COLLECTED MATERIAL:
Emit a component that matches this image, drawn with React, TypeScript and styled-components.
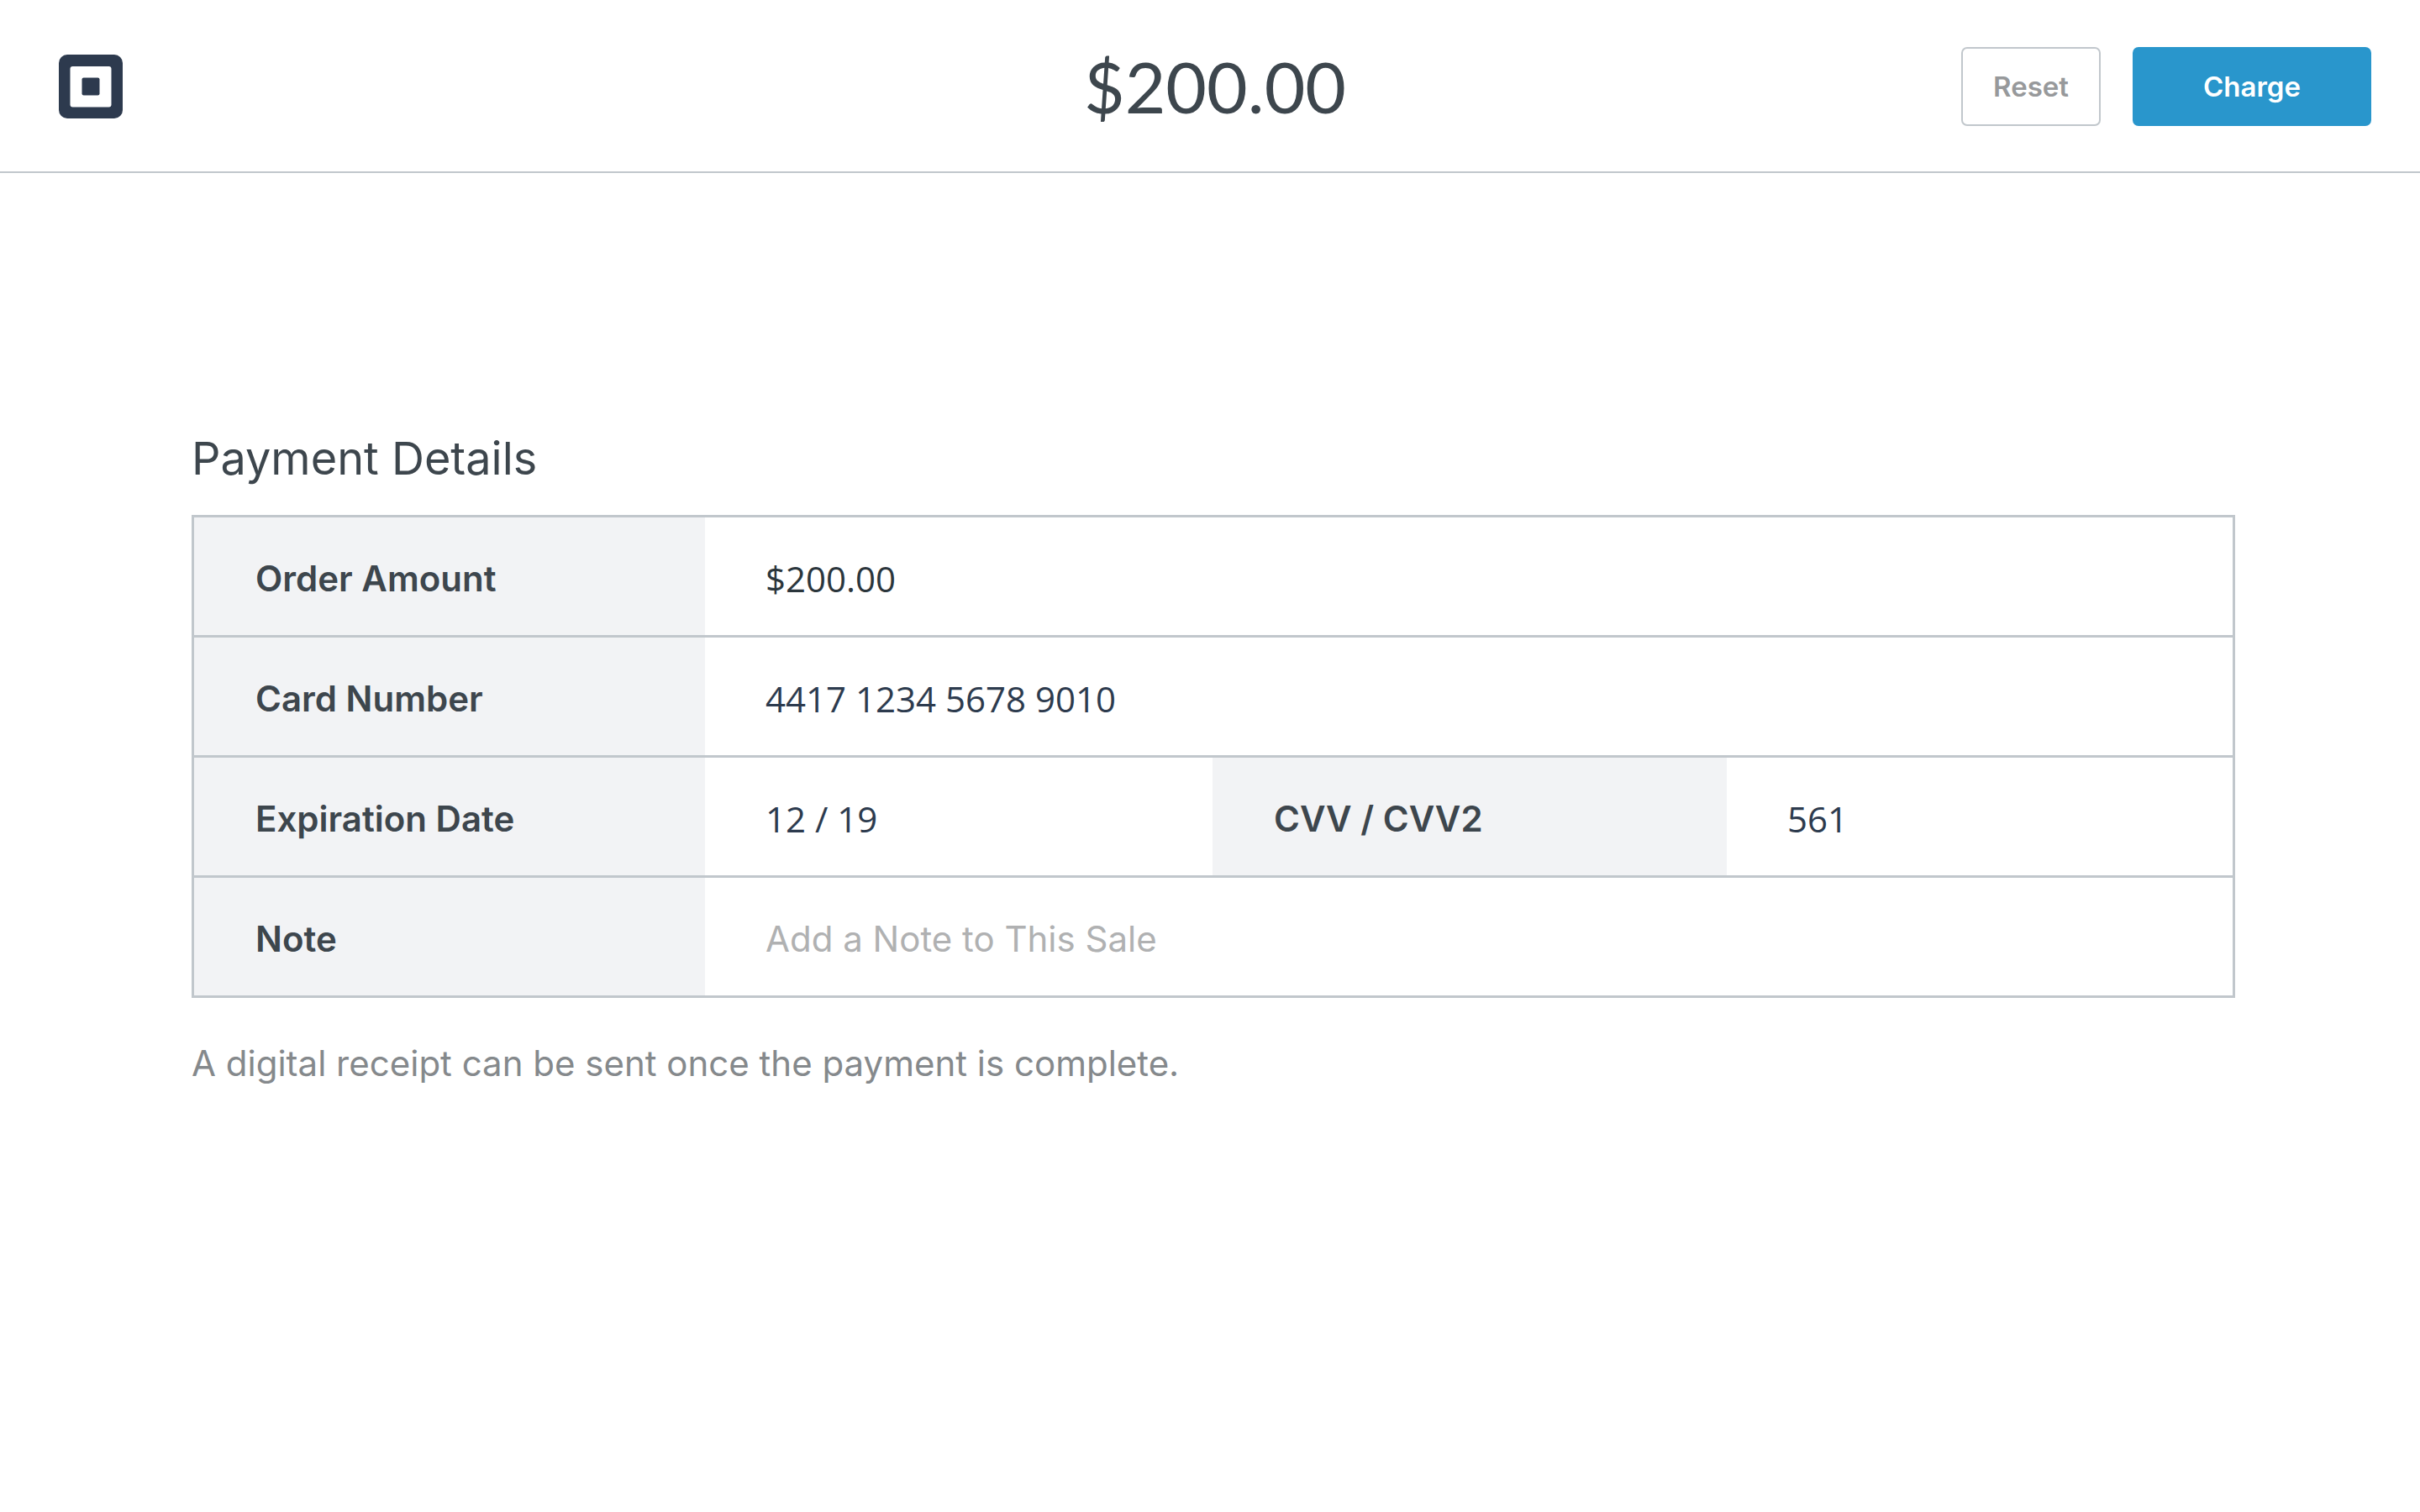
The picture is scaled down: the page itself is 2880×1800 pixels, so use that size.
import React from "react";
import styled, { createGlobalStyle } from "styled-components";

const color = {
  ink: "#3d464d",
  value: "#2d3b4e",
  amount: "#2b363c",
  muted: "#85898c",
  placeholder: "#b0b1b2",
  reset: "#97999b",
  line: "#c1c7cc",
  fill: "#f2f3f5",
  primary: "#2996cc",
  brand: "#2d3a4e",
};

const textFont = `Inter, "Liberation Sans", sans-serif`;
const numberFont = `"Open Sans", "Noto Sans", sans-serif`;

const GlobalStyle = createGlobalStyle`
  *, *::before, *::after { box-sizing: border-box; }
  body {
    margin: 0;
    background: #fff;
    color: ${color.ink};
    font-family: ${textFont};
  }
`;

const Header = styled.header`
  display: grid;
  grid-template-columns: 1fr auto 1fr;
  align-items: center;
  min-height: 206px;
  padding: 2px 58px 0 70px;
  border-bottom: 2px solid ${color.line};
`;

const Logo = styled.svg`
  display: block;
  width: 76px;
  height: 76px;
`;

const Total = styled.h1`
  margin: 0;
  font-family: Lato, sans-serif;
  font-size: 84px;
  font-weight: 400;
  line-height: 100px;
`;

const Actions = styled.div`
  display: flex;
  justify-content: flex-end;
  gap: 38px;
`;

const Button = styled.button<{ $primary?: boolean }>`
  height: 94px;
  min-width: ${(p) => (p.$primary ? "284px" : "166px")};
  padding: 0 36px;
  border: 2px solid ${(p) => (p.$primary ? color.primary : color.line)};
  border-radius: 7px;
  background: ${(p) => (p.$primary ? color.primary : "#fff")};
  color: ${(p) => (p.$primary ? "#fff" : color.reset)};
  font-family: ${textFont};
  font-size: 33px;
  font-weight: 600;
  line-height: 40px;
  cursor: pointer;
`;

const Main = styled.main`
  padding: 308px 220px 60px 228px;
`;

const Heading = styled.h2`
  margin: 0 0 35px;
  font-size: 54px;
  font-weight: 400;
  line-height: 64px;
`;

const Fields = styled.div`
  border: 3px solid ${color.line};
`;

const Row = styled.div`
  display: grid;
  grid-template-columns: 608fr 604fr 612fr 602fr;

  & + & {
    border-top: 3px solid ${color.line};
  }
`;

const Label = styled.label`
  display: flex;
  align-items: center;
  height: 140px;
  padding: 6px 24px 0 73px;
  background: ${color.fill};
  font-size: 42px;
  font-weight: 600;
  line-height: 56px;
`;

const Input = styled.input<{ $wide?: boolean; $dark?: boolean; $text?: boolean }>`
  grid-column: span ${(p) => (p.$wide ? 3 : 1)};
  width: 100%;
  min-width: 0;
  height: 140px;
  padding: 4px 24px 0 72px;
  border: 0;
  outline: 0;
  background: transparent;
  color: ${(p) => (p.$dark ? color.amount : color.value)};
  font-family: ${(p) => (p.$text ? textFont : numberFont)};
  font-size: 42px;
  line-height: 56px;

  &::placeholder {
    color: ${color.placeholder};
    opacity: 1;
  }
`;

const Hint = styled.p`
  margin: 50px 0 0;
  color: ${color.muted};
  font-size: 42px;
  line-height: 56px;
`;

type Field = {
  id: string;
  label: string;
  value?: string;
  placeholder?: string;
  dark?: boolean;
};

const rows: Field[][] = [
  [{ id: "amount", label: "Order Amount", value: "$200.00", dark: true }],
  [{ id: "card", label: "Card Number", value: "4417 1234 5678 9010" }],
  [
    { id: "expiration", label: "Expiration Date", value: "12 / 19" },
    { id: "cvv", label: "CVV / CVV2", value: "561" },
  ],
  [{ id: "note", label: "Note", placeholder: "Add a Note to This Sale" }],
];

export default function App() {
  return (
    <form onSubmit={(e) => e.preventDefault()}>
      <GlobalStyle />
      <Header>
        <Logo viewBox="0 0 76 76" role="img" aria-label="Square">
          <rect width="76" height="76" rx="10" fill={color.brand} />
          <rect x="13.5" y="14" width="49" height="48.5" rx="3" fill="#fff" />
          <rect x="27.5" y="27.5" width="21" height="21" rx="2" fill={color.brand} />
        </Logo>
        <Total>$200.00</Total>
        <Actions>
          <Button type="reset">Reset</Button>
          <Button type="submit" $primary>
            Charge
          </Button>
        </Actions>
      </Header>
      <Main>
        <Heading>Payment Details</Heading>
        <Fields>
          {rows.map((fields) => (
            <Row key={fields[0].id}>
              {fields.map((f) => (
                <React.Fragment key={f.id}>
                  <Label htmlFor={f.id}>{f.label}</Label>
                  <Input
                    id={f.id}
                    type="text"
                    defaultValue={f.value}
                    placeholder={f.placeholder}
                    $wide={fields.length === 1}
                    $dark={f.dark}
                    $text={!f.value}
                  />
                </React.Fragment>
              ))}
            </Row>
          ))}
        </Fields>
        <Hint>A digital receipt can be sent once the payment is complete.</Hint>
      </Main>
    </form>
  );
}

TO DO: Give back the whole listing as it stands, minus its pictures.

EXERCISE SOLUTION:
Emit a component that matches this image, drawn with React, TypeScript and styled-components.
The picture is scaled down: the page itself is 2880×1800 pixels, so use that size.
import React from "react";
import styled, { createGlobalStyle } from "styled-components";

const color = {
  ink: "#3d464d",
  value: "#2d3b4e",
  amount: "#2b363c",
  muted: "#85898c",
  placeholder: "#b0b1b2",
  reset: "#97999b",
  line: "#c1c7cc",
  fill: "#f2f3f5",
  primary: "#2996cc",
  brand: "#2d3a4e",
};

const textFont = `Inter, "Liberation Sans", sans-serif`;
const numberFont = `"Open Sans", "Noto Sans", sans-serif`;

const GlobalStyle = createGlobalStyle`
  *, *::before, *::after { box-sizing: border-box; }
  body {
    margin: 0;
    background: #fff;
    color: ${color.ink};
    font-family: ${textFont};
  }
`;

const Header = styled.header`
  display: grid;
  grid-template-columns: 1fr auto 1fr;
  align-items: center;
  min-height: 206px;
  padding: 2px 58px 0 70px;
  border-bottom: 2px solid ${color.line};
`;

const Logo = styled.svg`
  display: block;
  width: 76px;
  height: 76px;
`;

const Total = styled.h1`
  margin: 0;
  font-family: Lato, sans-serif;
  font-size: 84px;
  font-weight: 400;
  line-height: 100px;
`;

const Actions = styled.div`
  display: flex;
  justify-content: flex-end;
  gap: 38px;
`;

const Button = styled.button<{ $primary?: boolean }>`
  height: 94px;
  min-width: ${(p) => (p.$primary ? "284px" : "166px")};
  padding: 0 36px;
  border: 2px solid ${(p) => (p.$primary ? color.primary : color.line)};
  border-radius: 7px;
  background: ${(p) => (p.$primary ? color.primary : "#fff")};
  color: ${(p) => (p.$primary ? "#fff" : color.reset)};
  font-family: ${textFont};
  font-size: 33px;
  font-weight: 600;
  line-height: 40px;
  cursor: pointer;
`;

const Main = styled.main`
  padding: 308px 220px 60px 228px;
`;

const Heading = styled.h2`
  margin: 0 0 35px;
  font-size: 54px;
  font-weight: 400;
  line-height: 64px;
`;

const Fields = styled.div`
  border: 3px solid ${color.line};
`;

const Row = styled.div`
  display: grid;
  grid-template-columns: 608fr 604fr 612fr 602fr;

  & + & {
    border-top: 3px solid ${color.line};
  }
`;

const Label = styled.label`
  display: flex;
  align-items: center;
  height: 140px;
  padding: 6px 24px 0 73px;
  background: ${color.fill};
  font-size: 42px;
  font-weight: 600;
  line-height: 56px;
`;

const Input = styled.input<{ $wide?: boolean; $dark?: boolean; $text?: boolean }>`
  grid-column: span ${(p) => (p.$wide ? 3 : 1)};
  width: 100%;
  min-width: 0;
  height: 140px;
  padding: 4px 24px 0 72px;
  border: 0;
  outline: 0;
  background: transparent;
  color: ${(p) => (p.$dark ? color.amount : color.value)};
  font-family: ${(p) => (p.$text ? textFont : numberFont)};
  font-size: 42px;
  line-height: 56px;

  &::placeholder {
    color: ${color.placeholder};
    opacity: 1;
  }
`;

const Hint = styled.p`
  margin: 50px 0 0;
  color: ${color.muted};
  font-size: 42px;
  line-height: 56px;
`;

type Field = {
  id: string;
  label: string;
  value?: string;
  placeholder?: string;
  dark?: boolean;
};

const rows: Field[][] = [
  [{ id: "amount", label: "Order Amount", value: "$200.00", dark: true }],
  [{ id: "card", label: "Card Number", value: "4417 1234 5678 9010" }],
  [
    { id: "expiration", label: "Expiration Date", value: "12 / 19" },
    { id: "cvv", label: "CVV / CVV2", value: "561" },
  ],
  [{ id: "note", label: "Note", placeholder: "Add a Note to This Sale" }],
];

export default function App() {
  return (
    <form onSubmit={(e) => e.preventDefault()}>
      <GlobalStyle />
      <Header>
        <Logo viewBox="0 0 76 76" role="img" aria-label="Square">
          <rect width="76" height="76" rx="10" fill={color.brand} />
          <rect x="13.5" y="14" width="49" height="48.5" rx="3" fill="#fff" />
          <rect x="27.5" y="27.5" width="21" height="21" rx="2" fill={color.brand} />
        </Logo>
        <Total>$200.00</Total>
        <Actions>
          <Button type="reset">Reset</Button>
          <Button type="submit" $primary>
            Charge
          </Button>
        </Actions>
      </Header>
      <Main>
        <Heading>Payment Details</Heading>
        <Fields>
          {rows.map((fields) => (
            <Row key={fields[0].id}>
              {fields.map((f) => (
                <React.Fragment key={f.id}>
                  <Label htmlFor={f.id}>{f.label}</Label>
                  <Input
                    id={f.id}
                    type="text"
                    defaultValue={f.value}
                    placeholder={f.placeholder}
                    $wide={fields.length === 1}
                    $dark={f.dark}
                    $text={!f.value}
                  />
                </React.Fragment>
              ))}
            </Row>
          ))}
        </Fields>
        <Hint>A digital receipt can be sent once the payment is complete.</Hint>
      </Main>
    </form>
  );
}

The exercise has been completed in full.